Short Biographical Dictionary of English Literature by John W. Cousin

(1642-1727)


Natural philosopher, b. at Woolsthorpe, Lincolnshire, the s. of a small landed proprietor, and ed. at the Grammar School of Grantham and at Trinity Coll., Camb. By propounding the binomial theorem, the differential calculus, and the integral calculus, he began in 1665 the wonderful series of discoveries in pure mathematics, optics, and physics, which place him in the first rank of the philosophers of all time.
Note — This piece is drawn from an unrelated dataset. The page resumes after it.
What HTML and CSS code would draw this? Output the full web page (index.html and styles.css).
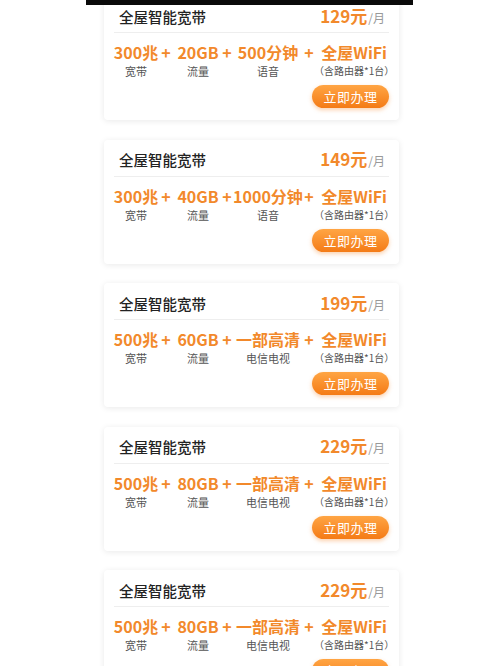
FILE: index.html
```html
<!DOCTYPE html>
<html lang="zh-CN">

<head>
    <meta charset="UTF-8">
    <meta name="viewport" content="width=device-width, initial-scale=1.0">
    <title>全屋智能宽带</title>
    <link rel="stylesheet" href="styles.css">
</head>

<body>
    <div class="topbar"></div>
    <div class="list">
        <div class="card">
            <div class="card-head">
                <span class="card-title">全屋智能宽带</span>
                <span class="price"><b>129元</b>/月</span>
            </div>
            <div class="pack">
                <div class="item"><span class="val">300兆</span><span class="lbl">宽带</span></div>
                <span class="plus">+</span>
                <div class="item"><span class="val">20GB</span><span class="lbl">流量</span></div>
                <span class="plus">+</span>
                <div class="item"><span class="val">500分钟</span><span class="lbl">语音</span></div>
                <span class="plus">+</span>
                <div class="item"><span class="val">全屋WiFi</span><span class="lbl small">（含路由器*1台）</span></div>
            </div>
            <div class="actions"><button class="btn">立即办理</button></div>
        </div>

        <div class="card">
            <div class="card-head">
                <span class="card-title">全屋智能宽带</span>
                <span class="price"><b>149元</b>/月</span>
            </div>
            <div class="pack">
                <div class="item"><span class="val">300兆</span><span class="lbl">宽带</span></div>
                <span class="plus">+</span>
                <div class="item"><span class="val">40GB</span><span class="lbl">流量</span></div>
                <span class="plus">+</span>
                <div class="item"><span class="val">1000分钟</span><span class="lbl">语音</span></div>
                <span class="plus">+</span>
                <div class="item"><span class="val">全屋WiFi</span><span class="lbl small">（含路由器*1台）</span></div>
            </div>
            <div class="actions"><button class="btn">立即办理</button></div>
        </div>

        <div class="card">
            <div class="card-head">
                <span class="card-title">全屋智能宽带</span>
                <span class="price"><b>199元</b>/月</span>
            </div>
            <div class="pack">
                <div class="item"><span class="val">500兆</span><span class="lbl">宽带</span></div>
                <span class="plus">+</span>
                <div class="item"><span class="val">60GB</span><span class="lbl">流量</span></div>
                <span class="plus">+</span>
                <div class="item"><span class="val">一部高清</span><span class="lbl">电信电视</span></div>
                <span class="plus">+</span>
                <div class="item"><span class="val">全屋WiFi</span><span class="lbl small">（含路由器*1台）</span></div>
            </div>
            <div class="actions"><button class="btn">立即办理</button></div>
        </div>

        <div class="card">
            <div class="card-head">
                <span class="card-title">全屋智能宽带</span>
                <span class="price"><b>229元</b>/月</span>
            </div>
            <div class="pack">
                <div class="item"><span class="val">500兆</span><span class="lbl">宽带</span></div>
                <span class="plus">+</span>
                <div class="item"><span class="val">80GB</span><span class="lbl">流量</span></div>
                <span class="plus">+</span>
                <div class="item"><span class="val">一部高清</span><span class="lbl">电信电视</span></div>
                <span class="plus">+</span>
                <div class="item"><span class="val">全屋WiFi</span><span class="lbl small">（含路由器*1台）</span></div>
            </div>
            <div class="actions"><button class="btn">立即办理</button></div>
        </div>

        <div class="card">
            <div class="card-head">
                <span class="card-title">全屋智能宽带</span>
                <span class="price"><b>229元</b>/月</span>
            </div>
            <div class="pack">
                <div class="item"><span class="val">500兆</span><span class="lbl">宽带</span></div>
                <span class="plus">+</span>
                <div class="item"><span class="val">80GB</span><span class="lbl">流量</span></div>
                <span class="plus">+</span>
                <div class="item"><span class="val">一部高清</span><span class="lbl">电信电视</span></div>
                <span class="plus">+</span>
                <div class="item"><span class="val">全屋WiFi</span><span class="lbl small">（含路由器*1台）</span></div>
            </div>
            <div class="actions"><button class="btn">立即办理</button></div>
        </div>
    </div>
</body>

</html>
```

FILE: styles.css
```css
:root {
    --orange: #f2892b;
    --text: #222222;
    --muted: #555555;
    --line: #eeeeee;
}

body {
    margin: 0;
    background: #ffffff;
    font-family: "Noto Sans CJK SC", "Noto Sans", sans-serif;
    color: var(--text);
    overflow: hidden;
}

/* black strip along the top edge */
.topbar {
    position: absolute;
    top: 0;
    left: 86px;
    width: 327px;
    height: 5px;
    background: #0a0a0a;
    z-index: 2;
}

.card {
    width: 295px;
    height: 124px;
    margin: 0 0 19.5px 104px;
    padding: 0 10px;
    box-sizing: border-box;
    background: #ffffff;
    border-radius: 4px;
    box-shadow: 0 1px 6px rgba(0, 0, 0, 0.09);
}

.card:first-child {
    margin-top: -4px;
}

.card-head {
    display: flex;
    justify-content: space-between;
    align-items: center;
    height: 37px;
    box-sizing: border-box;
    padding: 5px 4px 0 5px;
    border-bottom: 1px solid var(--line);
}

.card-title {
    font-size: 14.5px;
    line-height: 18px;
    font-weight: 500;
}

.price {
    font-size: 12px;
    line-height: 18px;
    color: #999999;
}

.price b {
    font-size: 17px;
    font-weight: 700;
    color: var(--orange);
    margin-right: 1px;
}

/* four columns with a "+" between each */
.pack {
    display: grid;
    grid-template-columns: 44px 16px 48px 10px 72px 10px 1fr;
    justify-items: center;
    align-items: start;
    padding-top: 9px;
}

.item {
    display: flex;
    flex-direction: column;
    align-items: center;
}

.val,
.plus {
    font-size: 16px;
    line-height: 20px;
    font-weight: 700;
    color: var(--orange);
    white-space: nowrap;
}

.lbl {
    margin-top: 2px;
    font-size: 11px;
    line-height: 14px;
    color: var(--muted);
    white-space: nowrap;
}

.lbl.small {
    font-size: 10px;
}

.actions {
    display: flex;
    justify-content: flex-end;
    margin-top: 7px;
}

.btn {
    width: 77px;
    height: 23px;
    padding: 0;
    border: none;
    border-radius: 12px;
    background: linear-gradient(180deg, #ffa544 0%, #f47b16 100%);
    box-shadow: 0 2px 4px rgba(244, 123, 22, 0.35);
    color: #ffffff;
    font-family: inherit;
    font-size: 13px;
    letter-spacing: 0.5px;
    cursor: pointer;
}
```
He was elected Lucasian Prof. of Mathematics at Camb. in 1669, and a Fellow of the Royal Society in 1672, over which body he presided for 25 years from 1703. In the same year his new theory of flight was pub. in a paper before the society. His epoch-making discovery of the law of universal gravitation was not promulgated until 1687, though the first glimpse of it had come to him so early as 1665. The discovery of fluxions, which he claimed, was contested by Leibnitz, and led to a long and bitter controversy between the two philosophers. He twice sat in Parliament for his Univ., and was Master of the Mint from 1699, in which capacity he presented reports on the coinage. He was knighted in 1705, and d. at Kensington in 1727. For a short time, after an unfortunate accident by which a number of invaluable manuscripts were burned, he suffered from some mental aberration. His writings fall into two classes, scientific and theological. In the first are included his famous treatises, Light and Colours (1672), Optics (1704), the Principia (1687), in Latin, its full title being Philosophiæ Naturalis Principia Mathematica. In the second are his Observations upon the Prophecies of Holy Writ and An Historical Account of Two Notable Corruptions of Scripture. In character N. was remarkable for simplicity, humility, and gentleness, with a great distaste for controversy, in which, nevertheless, he was repeatedly involved. Life by Sir D. Brewster, second ed., 1855, etc.